- Born: 1 July 1942 (age 84) Allahabad, Uttar Pradesh, India
- Citizenship: Indian
- Education: M.A., D.Phil.
- Alma mater: Allahabad University
- Occupation: Poet
- Writing career
- Language: Sanskrit
- Notable work: Nirjharini
- Notable awards: Sahitya Academy Award

= Bhaskaracharya Tripathi =

Bhaskaracharya Tripathi, (भास्कराचार्य त्रिपाठी), is a Sanskrit poet who was the recipient of the 2003 Sahitya Akademi Award for Sanskrit for his work Nirjharini.

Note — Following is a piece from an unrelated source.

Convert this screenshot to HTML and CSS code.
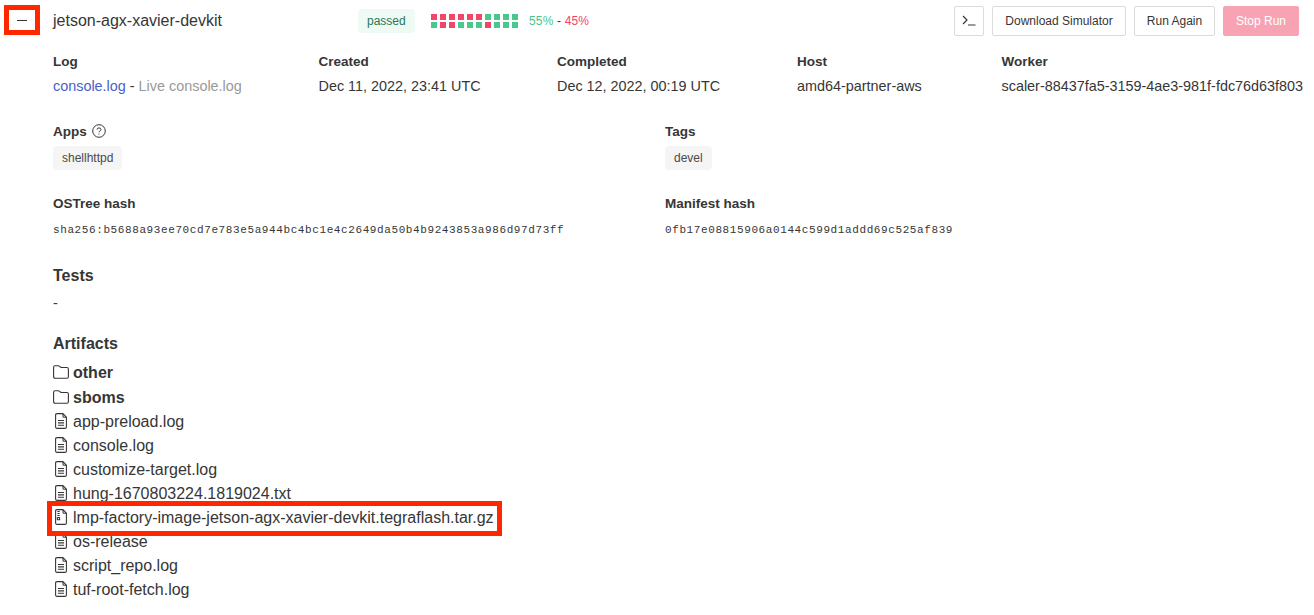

==Early life and education==
He was born on 1 July 1942 in Pandar, Jasra, Allahabad, Uttar Pradesh. He completed his M.A. and D.Phil. in Sanskrit at Allahabad University.

==Career==
He was a Sanskrit professor in the Government Ramanand Sanskrit College in Bhopal and later became Chairman of the Shri Ekrasanand Adarsh Sanskrit Mahavidyalaya at Mainpuri in Uttar Pradesh. He started writing in 1958. He retired from the Dept. of Higher Education of Madhya Pradesh in 2004. He has been the founder Secretary of Madhya Pradesh Sanskrit Academy. He has more than 12 books to his credit and has delivered scholarly lectures in 24 seminars and conferences. He was the editor of Sanskrit literary magazine Durva, and presently edits Sanskrit Pratibha of Sahitya Academy, New Delhi. He was a part of the 13th World Sanskrit Conference held in Edinburgh, Scotland, and participated in the Kavisammelana. He was also a part of the 2005 All India Sanskrit Convention. He was the member of the first Academic council of the Mahatma Gandhi International Hindi University.

==Works==
Bhaskaracharya Tripathi has written 12 books. Some of them are listed below.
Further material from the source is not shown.